BigGovernment is reporting the following story about teachers and Oakland occupy:
It’s sad that teachers – who have such an influence over the future of America – where right in the mix when the riots and vandalism broke out Wednesday in Oakland, California. Obviously that’s where their hearts are at.
Trouble was brewing when the Oakland Education Association – an affiliate of the National Education Association – endorsed the #Occupy mob’s call for a national strike on Nov. 2. One declaration from the union stated, “We must shut down the schools to save the schools.”
Huh? Perhaps a more accurate statement would be, “We must shut down the schools to protect our pensions and power.”

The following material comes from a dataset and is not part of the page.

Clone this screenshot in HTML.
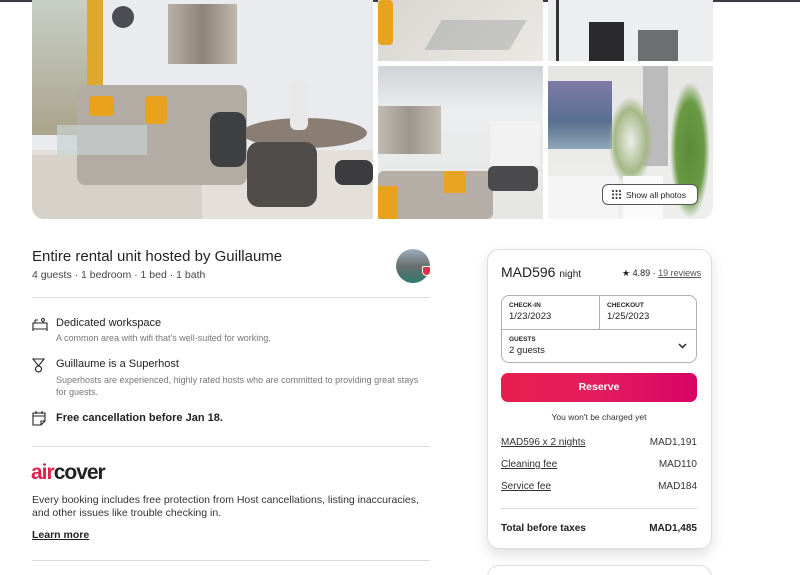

According to sources within the union, its leaders – including OEA President Betty Olson-Jones – were a part of the plotting to confront Bank of America, Whole Foods, and the sea port.
Do the taxpayers or the media even care? Or is this just how they roll in Oakland?
Education Action Group reported in a recent “Focus on Reform” story:
“Evening all,” read an email from Steve Neat, communications chairman of the Oakland Education Association. “I’ve been talking to Caitlin Esch from KQED radio and she’s enquiring [sic] which schools are honoring the one-day general strike Nov. 2 as an entire staff. At this point I am aware of Bridges Academy and Maxwell Park. I know Oakland High is working on it. Any others that we know of?”
We hope the teachers of Oakland spell better than Mr. Neat. We’re sure he meant to spell ‘inquiring’ rather than ‘enquiring’.
This statement came from a flier distributed to the parents of students who attend Oakland’s Bridges Academy: “We, the teachers at Bridges, are joining the Occupy Oakland protest on Wednesday, Nov. 2. We will not be in our classrooms that day, all day. We are the 99%!!”
Do Oakland schools amount to anything more than indoctrination factories for hardcore leftists?
From the NYPost via The Blaze:
…David Suker, 43, of The Bronx — who hasn’t showed up for work five times in the past two weeks — was nabbed Wednesday afternoon at Thompson and Prince streets after scuffling with and then shoving a shopping cart into a cop who’d ordered him to stay out of the street.
It’s the second time he’s been arrested in the protests…
[….]
A Department of Education source said the $81,000-a-year social studies teacher was out five times in the past two weeks without calling in sick.
He was also fined $1,000 on Aug. 9 for attendance problems, including excessive absences.